World Health Day 2019 – how universal is our health coverage?
World Health Day 2019 falls on Sunday April 7. The Slogan, Universal Health coverage everyone, everywhere, tends, in the popular imagination, to focus our attention on developing countries that have no health insurance, inadequate vaccination programmes and underdeveloped health systems and facilities.
In contrast Australia has one of the best health systems in the world with universal free health coverage, the option of private insurance, a sophisticated and integrated two tier hospital system, access to scheduled and effective vaccination, world renowned research institutions and an integrated and timely emergency system. ‘The richness of our increasing diversity’ is evident in a visit to any hospital or health service, yet even a superficial look beneath the surface challenges us to greater inclusivity.
The report on Australia’s health 2018 tells us that compared with 35-member countries of the Organisation for Economic Co-operation and Development (OECD), Australia scores in the middle or highest range for most health indicators. Conversely Australia ranked in the worst third of OECD countries for obesity, and our alcohol consumption is slightly above the OECD average.
Not surprisingly obesity and alcohol consumption as well as other risk factors are highest in people who suffer socioeconomic disadvantage – Australia’s Health 2018 (AIHW).
The 40% of Australians in the lower two socioeconomic quintiles – ten million people – are more prone to behavioural risk factors such as physical inactivity; alcohol consumption and smoking, and the biomedical risks of high cholesterol; high blood pressure and obesity.
A global level socioeconomic position is largely influenced by economic, political, cultural and environmental determinants, educational attainment, income and occupation. The relationship is two-way—poor health can be both a product of, and contribute to, lower socioeconomic position. In the microcosm that is Australia the same applies, with identifiable groups tending to fall through the gaps in the health system. These include those unable or unwilling to access available services because of:
- Distance – those in rural and remote areas including some indigenous populations
- The homeless and unemployed; those with mental illness or disability
- Fear and shame- some cultural norms or personal fears keep people from seeking help
- Inability to use technology
- Inadequate education
- The complexity of the health system and bureaucracy
- Lack of awareness of what is available because of language barriers, an inability to read or comprehend information
- Lack of access to information
- No access to transport
- Lack of recognition of rights and needs, e.g., asylum seekers and refugees.
So, what is the challenge to us, Sisters, associates, friends and colleagues alike from the 26th General Chapter?
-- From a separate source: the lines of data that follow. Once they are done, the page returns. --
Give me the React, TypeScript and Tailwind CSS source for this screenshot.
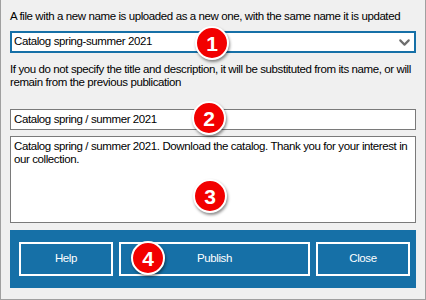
import { ChevronDown } from "lucide-react";

// Numbered callout badge
function Badge({ n, className }: { n: number; className: string }) {
  return (
    <div
      className={`absolute w-[34px] h-[34px] rounded-full bg-[#f20000] border-2 border-white shadow-[1px_2px_3px_rgba(0,0,0,0.45)] flex items-center justify-center text-white text-[21px] font-bold leading-none tracking-normal ${className}`}
      style={{ fontFamily: "'Liberation Sans', Arial, sans-serif" }}
    >
      {n}
    </div>
  );
}

function DialogButton({ label }: { label: string }) {
  return (
    <button className="h-[34px] border-2 border-white text-white flex items-center justify-center">
      {label}
    </button>
  );
}

export default function App() {
  return (
    <div
      className="relative w-[426px] h-[300px] bg-[#f0f0f0] border-x border-b border-[#a0a0a0] px-[9px] pt-[9px] text-[11.5px] tracking-[-0.4px] text-black whitespace-nowrap"
      style={{ fontFamily: "'Liberation Sans', Arial, sans-serif" }}
    >
      <div className="leading-[14px]">
        A file with a new name is uploaded as a new one, with the same name it is updated
      </div>

      {/* Combo box */}
      <div className="mt-[8px] h-[22px] bg-white border-2 border-[#1670a7] flex items-center justify-between pl-[2px] pr-[1px]">
        <span>Catalog spring-summer 2021</span>
        <ChevronDown size={17} strokeWidth={3} color="#6e6e6e" />
      </div>

      <div className="mt-[10px] leading-[13px]">
        If you do not specify the title and description, it will be substituted from its name, or will
        <br />
        remain from the previous publication
      </div>

      {/* Title */}
      <div className="mt-[20px] h-[21px] bg-white border border-[#7a7a7a] flex items-center px-[3px]">
        Catalog spring / summer 2021
      </div>

      {/* Description */}
      <div className="mt-[6px] h-[87px] bg-white border border-[#7a7a7a] px-[3px] pt-[3px] leading-[13px]">
        Catalog spring / summer 2021. Download the catalog. Thank you for your interest in
        <br />
        our collection.
      </div>

      {/* Button bar */}
      <div className="mt-[7px] h-[58px] bg-[#1670a7] grid grid-cols-[94px_191px_94px] gap-[6px] px-[9px] items-center">
        <DialogButton label="Help" />
        <DialogButton label="Publish" />
        <DialogButton label="Close" />
      </div>

      <Badge n={1} className="left-[194px] top-[26px]" />
      <Badge n={2} className="left-[191px] top-[101px]" />
      <Badge n={3} className="left-[192px] top-[179px]" />
      <Badge n={4} className="left-[130px] top-[241px]" />
    </div>
  );
}
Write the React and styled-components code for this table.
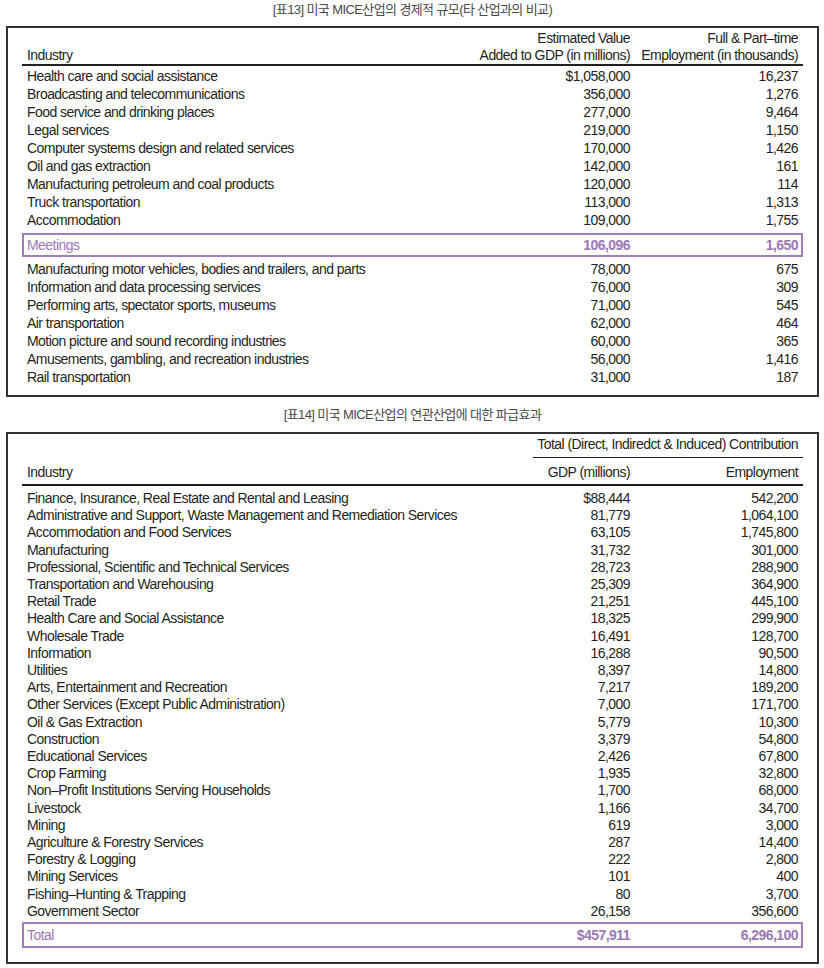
import React from 'react'
import styled, { createGlobalStyle } from 'styled-components'

const GlobalStyle = createGlobalStyle`
  body {
    margin: 0;
    background: #ffffff;
    font-family: "Liberation Sans", Arial, sans-serif;
    color: #231f20;
  }
`;

const Page = styled.div`
  width: 824px;
  padding: 0 5px 0 6px;
  box-sizing: border-box;
`;

const Caption = styled.div`
  text-align: center;
  font-family: "Liberation Sans", "Noto Sans CJK KR", sans-serif;
  font-size: 13px;
  letter-spacing: -0.6px;
  line-height: 20px;
  color: #4a4a4a;
  margin: ${p => p.$top}px 0 ${p => p.$bottom}px;
`;

const Panel = styled.div`
  border: 2px solid #333;
  padding: 2px 14px ${p => p.$bottom}px;
`;

const Grid = styled.div`
  display: grid;
  grid-template-columns: minmax(0, 1fr) 170px 168px;
  padding: 0 5px;
  font-size: 14px;
  letter-spacing: -0.55px;
  line-height: ${p => p.$lh}px;
`;

const HeadGrid = styled(Grid)`
  border-bottom: 2px solid #231f20;
  align-items: end;
  padding-bottom: ${p => p.$pb || 0}px;
`;

const Cell = styled.div`
  text-align: ${p => (p.$left ? 'left' : 'right')};
  font-weight: ${p => (p.$bold ? 700 : 400)};
  white-space: nowrap;
`;

const GroupHead = styled.div`
  display: flex;
  justify-content: flex-end;
`;

const GroupLabel = styled.div`
  width: 270px;
  text-align: right;
  font-size: 14px;
  letter-spacing: -0.55px;
  line-height: 17px;
  padding: 0 5px 4px 0;
  box-sizing: border-box;
  border-bottom: 1px solid #231f20;
  margin-bottom: 6px;
  white-space: nowrap;
`;

const Body = styled.div`
  padding-top: ${p => p.$top}px;
`;

const Highlight = styled(Grid)`
  border: 2px solid #a07dbb;
  color: #9b78b5;
  margin: ${p => p.$margin};
  padding: 0 3px;
`;

const table13 = [
  ['Health care and social assistance', '$1,058,000', '16,237'],
  ['Broadcasting and telecommunications', '356,000', '1,276'],
  ['Food service and drinking places', '277,000', '9,464'],
  ['Legal services', '219,000', '1,150'],
  ['Computer systems design and related services', '170,000', '1,426'],
  ['Oil and gas extraction', '142,000', '161'],
  ['Manufacturing petroleum and coal products', '120,000', '114'],
  ['Truck transportation', '113,000', '1,313'],
  ['Accommodation', '109,000', '1,755'],
];

const table13b = [
  ['Manufacturing motor vehicles, bodies and trailers, and parts', '78,000', '675'],
  ['Information and data processing services', '76,000', '309'],
  ['Performing arts, spectator sports, museums', '71,000', '545'],
  ['Air transportation', '62,000', '464'],
  ['Motion picture and sound recording industries', '60,000', '365'],
  ['Amusements, gambling, and recreation industries', '56,000', '1,416'],
  ['Rail transportation', '31,000', '187'],
];

const table14 = [
  ['Finance, Insurance, Real Estate and Rental and Leasing', '$88,444', '542,200'],
  ['Administrative and Support, Waste Management and Remediation Services', '81,779', '1,064,100'],
  ['Accommodation and Food Services', '63,105', '1,745,800'],
  ['Manufacturing', '31,732', '301,000'],
  ['Professional, Scientific and Technical Services', '28,723', '288,900'],
  ['Transportation and Warehousing', '25,309', '364,900'],
  ['Retail Trade', '21,251', '445,100'],
  ['Health Care and Social Assistance', '18,325', '299,900'],
  ['Wholesale Trade', '16,491', '128,700'],
  ['Information', '16,288', '90,500'],
  ['Utilities', '8,397', '14,800'],
  ['Arts, Entertainment and Recreation', '7,217', '189,200'],
  ['Other Services (Except Public Administration)', '7,000', '171,700'],
  ['Oil & Gas Extraction', '5,779', '10,300'],
  ['Construction', '3,379', '54,800'],
  ['Educational Services', '2,426', '67,800'],
  ['Crop Farming', '1,935', '32,800'],
  ['Non–Profit Institutions Serving Households', '1,700', '68,000'],
  ['Livestock', '1,166', '34,700'],
  ['Mining', '619', '3,000'],
  ['Agriculture & Forestry Services', '287', '14,400'],
  ['Forestry & Logging', '222', '2,800'],
  ['Mining Services', '101', '400'],
  ['Fishing–Hunting & Trapping', '80', '3,700'],
  ['Government Sector', '26,158', '356,600'],
];

const Rows = ({ rows, lh }) => (
  <Grid $lh={lh}>
    {rows.map(r => (
      <React.Fragment key={r[0]}>
        <Cell $left>{r[0]}</Cell>
        <Cell>{r[1]}</Cell>
        <Cell>{r[2]}</Cell>
      </React.Fragment>
    ))}
  </Grid>
);

const App = () => {
  return (
    <Page>
      <GlobalStyle />
      <Caption $top={0} $bottom={6}>[표13] 미국 MICE산업의 경제적 규모(타 산업과의 비교)</Caption>
      <Panel $bottom={9}>
        <HeadGrid $lh={17}>
          <Cell $left>Industry</Cell>
          <Cell>Estimated Value<br />Added to GDP (in millions)</Cell>
          <Cell>Full &amp; Part–time<br />Employment (in thousands)</Cell>
        </HeadGrid>
        <Body $top={1}>
          <Rows rows={table13} lh={18} />
          <Highlight $lh={20} $margin="4px 0 3px">
            <Cell $left>Meetings</Cell>
            <Cell $bold>106,096</Cell>
            <Cell $bold>1,650</Cell>
          </Highlight>
          <Rows rows={table13b} lh={18} />
        </Body>
      </Panel>
      <Caption $top={8} $bottom={7}>[표14] 미국 MICE산업의 연관산업에 대한 파급효과</Caption>
      <Panel $bottom={14}>
        <GroupHead>
          <GroupLabel>Total (Direct, Indiredct &amp; Induced) Contribution</GroupLabel>
        </GroupHead>
        <HeadGrid $lh={17} $pb={3}>
          <Cell $left>Industry</Cell>
          <Cell>GDP (millions)</Cell>
          <Cell>Employment</Cell>
        </HeadGrid>
        <Body $top={4}>
          <Rows rows={table14} lh={17.2} />
          <Highlight $lh={22} $margin="2px 0 0">
            <Cell $left>Total</Cell>
            <Cell $bold>$457,911</Cell>
            <Cell $bold>6,296,100</Cell>
          </Highlight>
        </Body>
      </Panel>
    </Page>
  );
};

export default App;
Recently on Facebook Annie Bond rsj posted a quote from Christianity Today. It read: ‘helping one person may not change the world but it could change the world for one person.’
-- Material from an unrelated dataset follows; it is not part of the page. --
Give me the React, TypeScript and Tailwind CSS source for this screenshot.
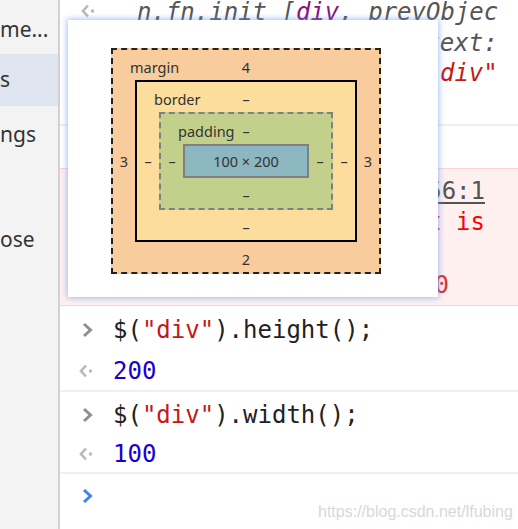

It is within the scope of many of us to do something for at least one person. In Ephesians 4; 11 St Paul identified the apostles, the prophets, the evangelists, the pastors and teachers as necessary to equip God’s people for works of service. In Australia today could we add friends, neighbours, interpreters, readers, drivers, healers, pray-ers and advocates who can help make our health system ‘Universal for everyone, everywhere’ in Australia?